Ernest Weills Verhältnis zu Deutschland schwankte im Laufe seines Lebens zwischen Freundschaft und Hass, wie sein Übersetzer, der Freiburger Psychoanalytiker Tilmann Moser, richtig feststellt. Im Falle Weills ist das nur allzu verständlich. Nachdem er in Bonn seine “wahrscheinlich schönsten Lebensjahre“ verbracht hatte, gelangte er 1940 als Angehöriger der französischen Armee für fünf Jahre in deutsche Kriegsgefangenschaft, während seine Familie als Juden deportiert und sein Vater in Auschwitz ermordet wurde. Auf knapp 150 Seiten hat Weill seine Erlebnisse der schicksalhaften Jahre 1915-1945 zu Papier gebracht.
Obwohl der Autor im Jahre 1915 als Ernst Heinrich Weill in Bonn geboren wurde, dort „zu 100 Prozent deutsch“ aufwuchs und französisch erst mit 16 Jahren als Fremdsprache erlernte, fühlte er sich aufgrund der elsässischen Herkunft seiner Eltern nie als Deutscher. 1931 verließ Weill sein Geburtsland und ging nach Frankreich, wo er sein Baccalauréat machte, Jura studierte und den bedrohlichen Aufstieg des Hitler-Regimes beobachtete.1936 trat Weill in die französische Armee ein und erreichte – aus gutem Hause kommend – schnell einen Offiziersrang. Nach dem Ausbruch des Zweiten Weltkrieges gelangte er in deutsche Kriegsgefangenschaft, während der er unter anderem in der angeblich ausbruchsicheren Festung Colditz interniert war.

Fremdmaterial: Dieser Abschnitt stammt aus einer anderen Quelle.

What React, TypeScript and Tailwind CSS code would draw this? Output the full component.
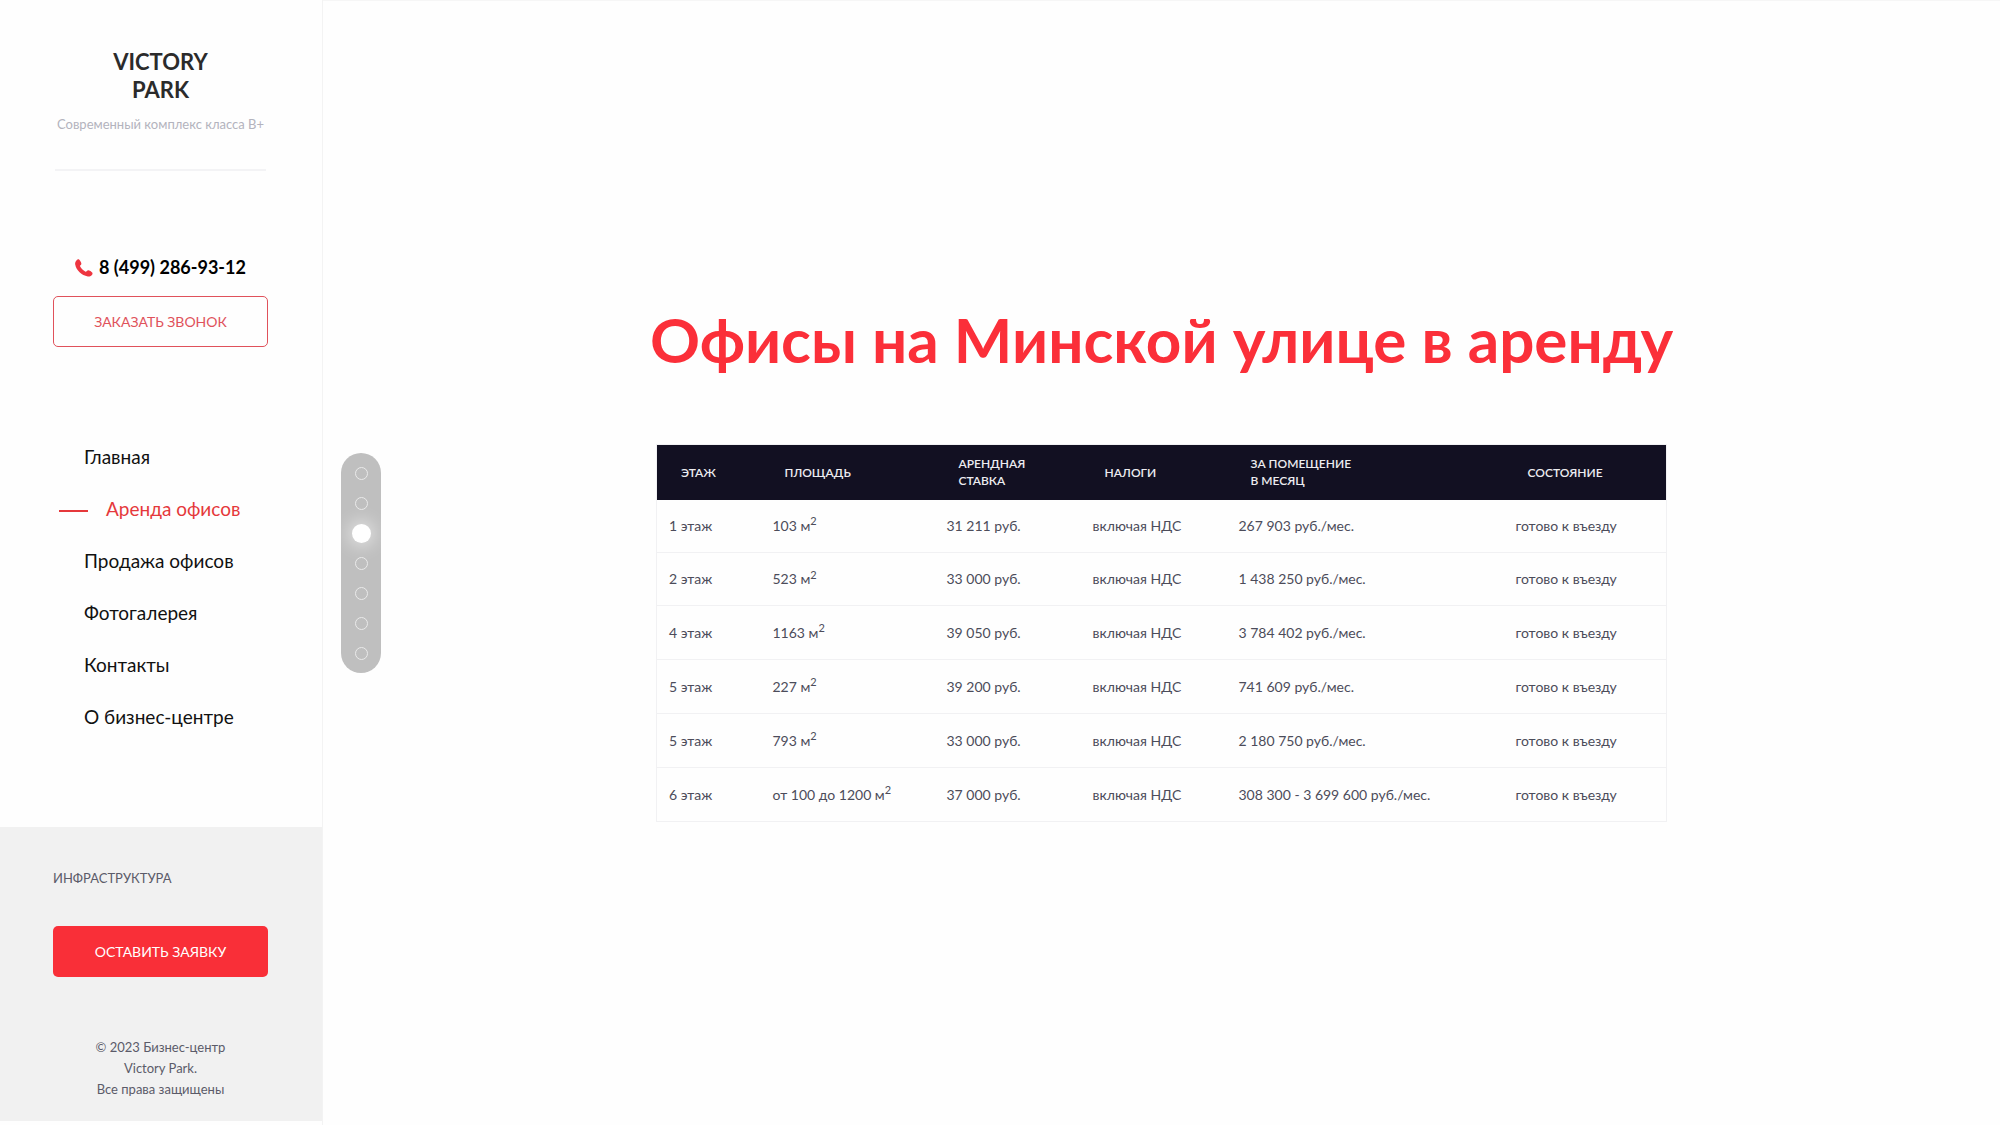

Sehr detailreich schildert Weill den Lageralltag westlicher Soldaten und befindet, seine Behandlung dort sei im Großen und Ganzen „korrekt“ gewesen (S. 129). Erst nach dem Krieg sollte er feststellen, dass seine Uniform ihm das Leben gerettet und ihn vor der Deportation bewahrt hatte.
Das Buch ist nicht explizit an ein deutsches Publikum gerichtet. Fast 90jährig diktierte Weill auf Bitten seiner Kinder das Manuskript seiner Frau Odette. So liest sich es sich, als spreche der Autor zu seinen Nachkommen. Das Buch enthält zahlreiche historische Erläuterungen, die dem durchschnittlichen deutschen Leser bekannt sein müssten und deswegen stören. Auch kleinere Fehler haben sich eingeschlichen, zum Beispiel wenn Weill das Horst-Wessel-Lied mit der blutrünstigen SA-Version des Liedes „Ihr Sturmsoldaten“ verwechselt (S. 46). Der einfache Stil lässt das Buch aber auch ehrlich und authentisch wirken. Der Autor nimmt kein Blatt vor den Mund und scheut sich auch nicht, seine Enttäuschung über die Vielzahl französischer Kollaborateure während des Krieges und die Wendehalsmentalität vieler Franzosen nach dem Krieg kundzutun.
In einem separaten Teil des Buches geht Weill der Frage nach, ob der Nationalsozialismus als „Zufall“ oder „Endstadium“ der deutschen Geschichte aufzufassen ist. Er vertritt dabei die Auffassung, das Hitler-Regime sei als logische Konsequenz aus den historischen Gegebenheiten wie den Versailler Verträgen, der Weltwirtschaftskrise und der mangelnden Reife der Deutschen zur Demokratie anzusehen (S. 154). Dieser Teil des Buches wirkt etwas befremdlich, da Weill keine wissenschaftliche Methodik verwendet, sondern aus dem Bauch heraus argumentiert und persönliche Eindrücke zu Stereotypen ausbaut. So behauptet Weill: „Wenn drei Deutsche beisammen sind, setzt sich der Stärkste der drei durch – und zwar körperlich oder geistig“ (S. 142). Dabei hat er zum Nachkriegsdeutschland ein positives Verhältnis und ist Freund der europäischen Integration.
Die Stärke des Buches ist die Vermittlung der persönlichen Eindrücke, die der Autor während seiner Kindheit als Jude elsässischer Herkunft in Deutschland, während des Aufstiegs des Nationalsozialismus und während seiner Kriegsgefangenschaft gewonnen hat. Das Buch gewährt einen Einblick in die Denkweise der älteren Generation unserer französischen Nachbarn und lässt deswegen über den einen oder anderen Kritikpunkt hinwegsehen.
Ernest Weill: Die Loreley oder der verfluchte Mythos. Lebenserinnerungen eines elsässischen Juden. 1915-1945 (Deutsche Übersetzung von Tilmann Moser). Psychosozialverlag 2008. 19.90 EUR.